29 gennaio 2015

Gli imbecilli che votano Rocco Siffredi

(Una doverosa premessa: questo post non ha niente, ma proprio niente, contro Rocco Siffredi, che anzi rappresenta, per un'intera generazione un punto di riferimento morale molto più solido di alcuni dei candidati al Quirinale).

Per un rito politico consolidato, dettato dalla inevitabile tattica che sta dietro ad un momento cruciale per la vita della Repubblica come l'elezione del suo presidente, nei primi tre scrutini (quelli dove serve la maggioranza dei due terzi e quindi un quorum difficilmente raggiungibile) molti partiti danno indicazione ai loro grandi elettori di votare scheda bianca. Niente di male.

Al netto di chi fa una legittima scelta politica diversa (votare un nome per fare crescere una candidatura, per manifestare un dissenso, per contare gli appartenenti ad una determinata corrente e anche qui non c'è niente di male) il combinato disposto fra la scheda bianca e la grande esposizione mediatica dello scrutinio mette alcuni parlamentari di fronte alla irresistibile tentazione di fare i simpaticoni. Votando candidati bizzarri, come (è successo nelle ultime elezioni) Rocco Siffredi, appunto, ma anche come Pippo Baudo, Francesco Guccini, Giovanni Trapattoni, Raffaella Carrà, perfino personaggi inventati come il grandissimo Raffaello Mascetti, il conte di Amici Miei.

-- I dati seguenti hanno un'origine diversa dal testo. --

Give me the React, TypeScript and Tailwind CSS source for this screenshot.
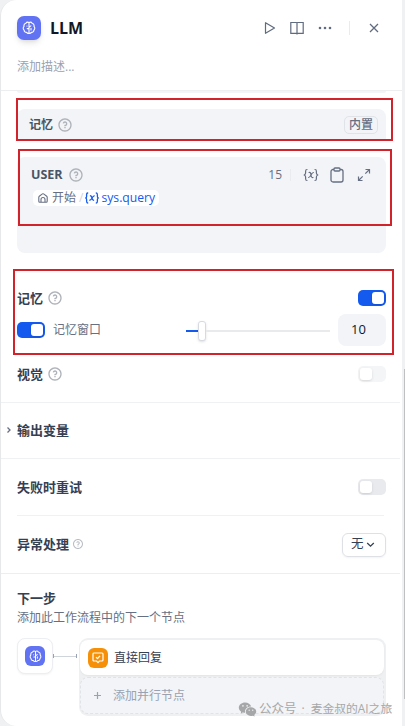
import type { ReactNode } from "react";
import { RiQuestionLine, RiWechatFill } from "react-icons/ri";

function BrainIcon({ size }: { size: number }) {
  return (
    <svg width={size} height={size} viewBox="0 0 14 14" fill="none" stroke="white" strokeWidth="1.1" strokeLinecap="round" strokeLinejoin="round">
      <path d="M7 1.500C5.700.9 4.500 1.200 3.900 2.200 2.400 2.600 1.700 4 2 5.300.9 6.500 1 8.200 2.100 9.100c.1 1.500 1.300 2.400 2.500 2.300.6.900 1.600 1.200 2.400.8M7 1.500c1.300-.6 2.500-.3 3.100.7 1.500.4 2.200 1.800 1.900 3.100 1.100 1.200 1 2.900-.1 3.800-.1 1.500-1.300 2.400-2.500 2.300-.6.900-1.600 1.200-2.400.8" />
      <path d="M7 1.700v10.300M7 7.600H5.200M8.900 4.900 7 6.200M5 5v.1M9 8.900V7.200" />
    </svg>
  );
}

function Help({ small = false }: { small?: boolean }) {
  return <RiQuestionLine className={small ? "size-[12px] text-[#b9bdc4]" : "size-[16px] text-[#aeb2b9]"} />;
}

function Toggle({ on = false, faint = false }: { on?: boolean; faint?: boolean }) {
  const track = on ? "justify-end bg-[#155aef]" : faint ? "justify-start bg-[#f4f5f6]" : "justify-start bg-[#e9eaed]";
  return (
    <span className={`flex h-4 w-7 shrink-0 items-center rounded-[5px] p-[2px] ${track}`}>
      <span className="h-3 w-3 rounded-[3px] bg-white shadow-sm" />
    </span>
  );
}

function Title({ children }: { children: ReactNode }) {
  return <span className="text-[13px] font-semibold leading-4 text-[#354052]">{children}</span>;
}

function VarMark() {
  return (
    <svg width="16" height="14" viewBox="0 0 16 14" fill="none" stroke="currentColor" strokeWidth="1.200" strokeLinecap="round" strokeLinejoin="round">
      <path d="M4 1.500C2.600 1.500 2.600 2.300 2.600 3.300v1.800C2.600 6.300 2 6.700 1.200 7c.8.300 1.400.7 1.400 1.900v1.800c0 1 0 1.800 1.400 1.800M12 1.500c1.400 0 1.400.8 1.400 1.800v1.800c0 1.200.6 1.600 1.400 1.900-.8.300-1.400.7-1.400 1.900v1.800c0 1 0 1.800-1.400 1.800" />
      <path d="M6 4.500c1.500-.3 1.700.6 2 2.500.3 1.800.6 2.800 2 2.500M10.400 4.500C8.500 4.500 7.500 9.500 5.600 9.500" />
    </svg>
  );
}

function HeaderActions() {
  return (
    <div className="flex h-6 items-center text-[#606b7f]">
      <svg width="12" height="14" viewBox="0 0 12 14" fill="none" stroke="currentColor" strokeWidth="1.200" strokeLinejoin="round">
        <path d="M1.500 1.700v10.600L10.500 7Z" />
      </svg>
      <svg className="ml-[14px]" width="14" height="14" viewBox="0 0 14 14" fill="none" stroke="currentColor" strokeWidth="1.200">
        <path d="M7 13.500V2.200C7 1.800 6.700 1.500 6.300 1.500H.8v10.800h12.400V1.500H7.700C7.300 1.500 7 1.800 7 2.200" />
      </svg>
      <svg className="ml-[14px]" width="14" height="14" viewBox="0 0 14 14" fill="currentColor">
        <circle cx="2" cy="7" r="1.300" />
        <circle cx="7" cy="7" r="1.300" />
        <circle cx="12" cy="7" r="1.300" />
      </svg>
      <span className="ml-[17px] h-[14px] w-px bg-[#e9ebef]" />
      <svg className="ml-[19px]" width="10" height="10" viewBox="0 0 10 10" fill="none" stroke="currentColor" strokeWidth="1.300">
        <path d="m1 1 8 8M9 1 1 9" />
      </svg>
    </div>
  );
}

export default function App() {
  return (
    <div className="relative flex h-[726px] w-[405px] overflow-hidden whitespace-nowrap bg-[#f0f1f2] font-['Open_Sans','Noto_Sans_CJK_SC',sans-serif] text-[12px] text-[#676f83]">
      <main className="flex h-[726px] w-[402px] flex-col rounded-l-[16px] border-l border-[#e7e8ea] bg-white">
        <header className="h-[90px] shrink-0 pl-4 pr-[23px] pt-4">
          <div className="flex items-center">
            <span className="flex size-6 items-center justify-center rounded-[7px] bg-[#6172f3] shadow-md">
              <BrainIcon size={14} />
            </span>
            <h1 className="ml-[9px] flex-1 text-[16px] font-bold leading-6 text-[#101828]">LLM</h1>
            <HeaderActions />
          </div>
          <p className="mt-[18px] leading-[18px] text-[#98a2b2]">添加描述...</p>
        </header>

        <section className="flex h-[312px] shrink-0 flex-col border-t border-[#edeef0] pl-4 pr-4">
          <div className="h-[2px] shrink-0 rounded-b-lg bg-[#f2f4f7]" />
          <div className="mt-4 flex h-[32px] shrink-0 items-center rounded-t-lg bg-[#f2f4f7] pl-3 pr-2">
            <span className="font-semibold leading-4 text-[#495464]">记忆</span>
            <span className="ml-[4px] flex-1"><Help /></span>
            <span className="flex h-[18px] items-center rounded-[5px] border border-[#e0e3e8] px-1 font-medium">内置</span>
          </div>

          <div className="mt-[16px] h-[96px] shrink-0 rounded-lg bg-[#f2f4f7] px-[14px] pt-[9px]">
            <div className="flex h-[18px] items-center">
              <span className="text-[12.500px] font-bold leading-4 text-[#495464]">USER</span>
              <span className="ml-[5px] flex-1"><Help /></span>
              <span className="text-[12px]">15</span>
              <span className="ml-[8px] mr-[12px] h-3 w-px bg-[#e9ebf0]" />
              <VarMark />
              <svg className="ml-[11px]" width="14" height="16" viewBox="0 0 14 16" fill="none" stroke="currentColor" strokeWidth="1.300">
                <rect x="1" y="2.500" width="12" height="12.500" rx="2" />
                <rect x="4" y="1" width="6" height="3" rx="1" fill="#f2f4f7" />
              </svg>
              <svg className="ml-[13px] mr-px" width="14" height="14" viewBox="0 0 14 14" fill="none" stroke="currentColor" strokeWidth="1.200">
                <path d="M8.500 1.500h4v4M12.500 1.500 8.300 5.700M1.500 8.500v4h4M1.500 12.500l4.200-4.200" />
              </svg>
            </div>
            <div className="ml-[2px] mt-[6px] flex h-4 w-[126px] items-center rounded-[5px] bg-white pl-[5px]">
              <svg width="10" height="10" viewBox="0 0 10 10" fill="none" stroke="currentColor" strokeWidth="1.100" strokeLinejoin="round">
                <path d="M.8 4.200Q.8 3.600 1.300 3.200L4.400.9Q5 .5 5.600.9l3.100 2.300Q9.200 3.600 9.200 4.200v4q0 1-1 1H1.800q-1 0-1-1Z" />
                <path d="M3 9V6.500a2 2 0 0 1 4 0V9" />
              </svg>
              <span className="ml-[4px]">开始</span>
              <span className="ml-[3px] text-[#cfd4db]">/</span>
              <span className="ml-[2px] flex items-center text-[#155aef]">
                <svg width="14" height="12" viewBox="0 0 14 12" fill="none" stroke="currentColor" strokeWidth="1.300" strokeLinecap="round">
                  <path d="M2.700 1C1.600 1 1.600 2 1.600 3v1.500Q1.600 5.700.8 6q.8.300.8 1.500V9c0 1 0 2 1.100 2M11.300 1c1.100 0 1.100 1 1.100 2v1.500q0 1.200.8 1.500-.8.300-.8 1.500V9c0 1 0 2-1.100 2M5.400 3.800C7.300 3.300 6.700 8.700 8.600 8.200M9.200 3.800C7.400 3.800 6.600 8.200 4.800 8.200" />
                </svg>
                <span className="ml-[2px] text-[12.200px]">sys.query</span>
              </span>
            </div>
          </div>

          <div className="mt-[37px] flex h-4 shrink-0 items-center">
            <Title>记忆</Title>
            <span className="ml-[4px] flex-1"><Help /></span>
            <Toggle on />
          </div>
          <div className="mt-2 flex h-8 shrink-0 items-center">
            <Toggle on />
            <span className="ml-2 w-[133px]">记忆窗口</span>
            <span className="flex h-5 w-[144px] shrink-0 items-center pt-px">
              <span className="h-[2px] w-3 bg-[#155aef]" />
              <span className="h-5 w-2 shrink-0 rounded-[3px] border border-[#d7dbe1] bg-white shadow-sm" />
              <span className="h-[2px] flex-1 bg-[#e9eaec]" />
            </span>
            <span className="ml-2 flex h-8 w-12 shrink-0 items-center rounded-lg bg-[#f2f4f7] pl-[13px] text-[13px] text-[#101828]">10</span>
          </div>
          <div className="mt-5 flex h-4 shrink-0 items-center">
            <Title>视觉</Title>
            <span className="ml-[4px] flex-1"><Help /></span>
            <Toggle faint />
          </div>
        </section>

        <section className="mr-[2px] flex h-14 shrink-0 items-center border-t border-[#f0f1f3] pb-[2px] pl-[5px]">
          <svg width="6" height="8" viewBox="0 0 6 8" fill="none" stroke="currentColor" strokeWidth="1.300">
            <path d="m1.500 1.500 2.500 2.500-2.500 2.500" />
          </svg>
          <span className="ml-[5px] flex"><Title>输出变量</Title></span>
        </section>

        <section className="mr-[2px] h-[115px] shrink-0 border-t border-[#f0f1f3] px-4 pr-[14px]">
          <div className="flex h-14 items-center justify-between">
            <Title>失败时重试</Title>
            <Toggle />
          </div>
          <div className="mr-[2px] h-px bg-[#f0f1f3]" />
          <div className="flex h-[57px] items-center">
            <span className="mb-[2px] flex"><Title>异常处理</Title></span>
            <span className="mb-px ml-[3px] flex-1"><Help small /></span>
            <span className="flex h-6 w-11 items-center rounded-[6px] border border-[#dde0e5] pl-[8px] text-[12.500px] text-[#354052] shadow-xs">
              无
              <svg className="ml-[2px]" width="9" height="9" viewBox="0 0 9 9" fill="none" stroke="currentColor" strokeWidth="1.300">
                <path d="m1.200 3 3.300 3.200L7.800 3" />
              </svg>
            </span>
          </div>
        </section>

        <section className="mr-[2px] flex-1 border-t border-[#edeef0] pl-4 pr-[14px] pt-4">
          <div className="flex h-4 items-center"><Title>下一步</Title></div>
          <p className="mt-[3px] leading-[18px]">添加此工作流程中的下一个节点</p>
          <div className="mt-[11px] flex">
            <div className="flex size-9 shrink-0 items-center justify-center rounded-lg border border-[#eceef1] bg-white shadow-xs">
              <span className="flex size-5 items-center justify-center rounded-[6px] bg-[#6172f3]">
                <BrainIcon size={13} />
              </span>
            </div>
            <div className="mt-[16px] flex h-1 w-[26px] items-center pr-[2px]">
              <span className="h-1 w-px bg-[#98a2b2]" />
              <span className="h-px flex-1 bg-[#d0d5dc]" />
              <span className="h-1 w-px bg-[#98a2b2]" />
            </div>
            <div className="h-[78px] flex-1 rounded-[9px] bg-[#eff0f2] px-[2px] pl-px pt-[2px]">
              <div className="flex h-[35px] items-center rounded-lg bg-white pl-2 text-[#354052] shadow-xs">
                <span className="flex size-5 items-center justify-center rounded-[6px] bg-[#f79009]">
                  <svg width="12" height="12" viewBox="0 0 12 12" fill="none" stroke="white" strokeWidth="1.200" strokeLinejoin="round">
                    <path d="M2 1h8q1 0 1 1v6q0 1-1 1H7.500L6 10.700 4.500 9H2Q1 9 1 8V2q0-1 1-1Z" />
                    <path d="m4 5.200 1.500 1.300L8 3.800" />
                  </svg>
                </span>
                <span className="ml-[6px]">直接回复</span>
              </div>
              <div className="mt-[2px] flex h-[37px] items-center rounded-lg border border-dashed border-[#e0e3e8] bg-[#f2f4f7] pl-[12px] text-[#98a2b2]">
                <svg width="9" height="9" viewBox="0 0 9 9" stroke="currentColor" strokeWidth="1.200">
                  <path d="M4.500 1v7M1 4.500h7" />
                </svg>
                <span className="ml-[11px]">添加并行节点</span>
              </div>
            </div>
          </div>
        </section>
      </main>

      <div className="absolute right-0 top-[369px] h-[330px] w-px bg-[#bfc0c2]" />
      <div className="absolute left-[16px] top-[98px] h-[43px] w-[377px] border-2 border-[#d1232b]" />
      <div className="absolute left-[18px] top-[149px] h-[77px] w-[374px] border-2 border-[#d1232b]" />
      <div className="absolute left-[13px] top-[269px] h-[86px] w-[381px] border-2 border-[#d1232b]" />
      <div className="absolute left-[238px] top-[700px] flex h-[18px] items-center text-[#a6a7a9]">
        <RiWechatFill className="size-[19px]" />
        <span className="ml-[2px] text-[12.500px]">公众号</span>
        <span className="ml-[5px] text-[12px]">·</span>
        <span className="ml-[6px] text-[11.800px]">麦金叔的AI之旅</span>
      </div>
    </div>
  );
}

Ecco, questo è uno spettacolo indegno.

I voti boutade c'erano anche nella prima repubblica, ma erano pochissimi. In un consesso umano di mille persone, un paio di coglioni è quasi fisiologico che ci sia.

Ma il Parlamento in seduta comune che elegge il Presidente della Repubblica non è un consesso umano qualsiasi: deve dare innanzitutto all'opinione pubblica il senso della dignità del proprio ruolo. E vedere il presidente della Camera che quando fa lo spoglio è costretto a leggere nomi più o meno improbabili dà l'impressione di un Parlamento che non ha la contezza del senso della dignità del proprio ruolo. E di tutto, in epoca di antipolitica, c'è bisogno tranne che il Parlamento si metta a far concorrenza a Zelig o a Spinoza.

L'elezione del presidente della Repubblica è un rito anomalo della vita politica italiana. Ci sono le schede bianche, i franchi tiratori, le cordate, le candidature bruciate e quelle da bruciare. Quasi tutto è legittimo, tranne che fare i buffoni con l'intenzione di far ridere non si sa bene chi.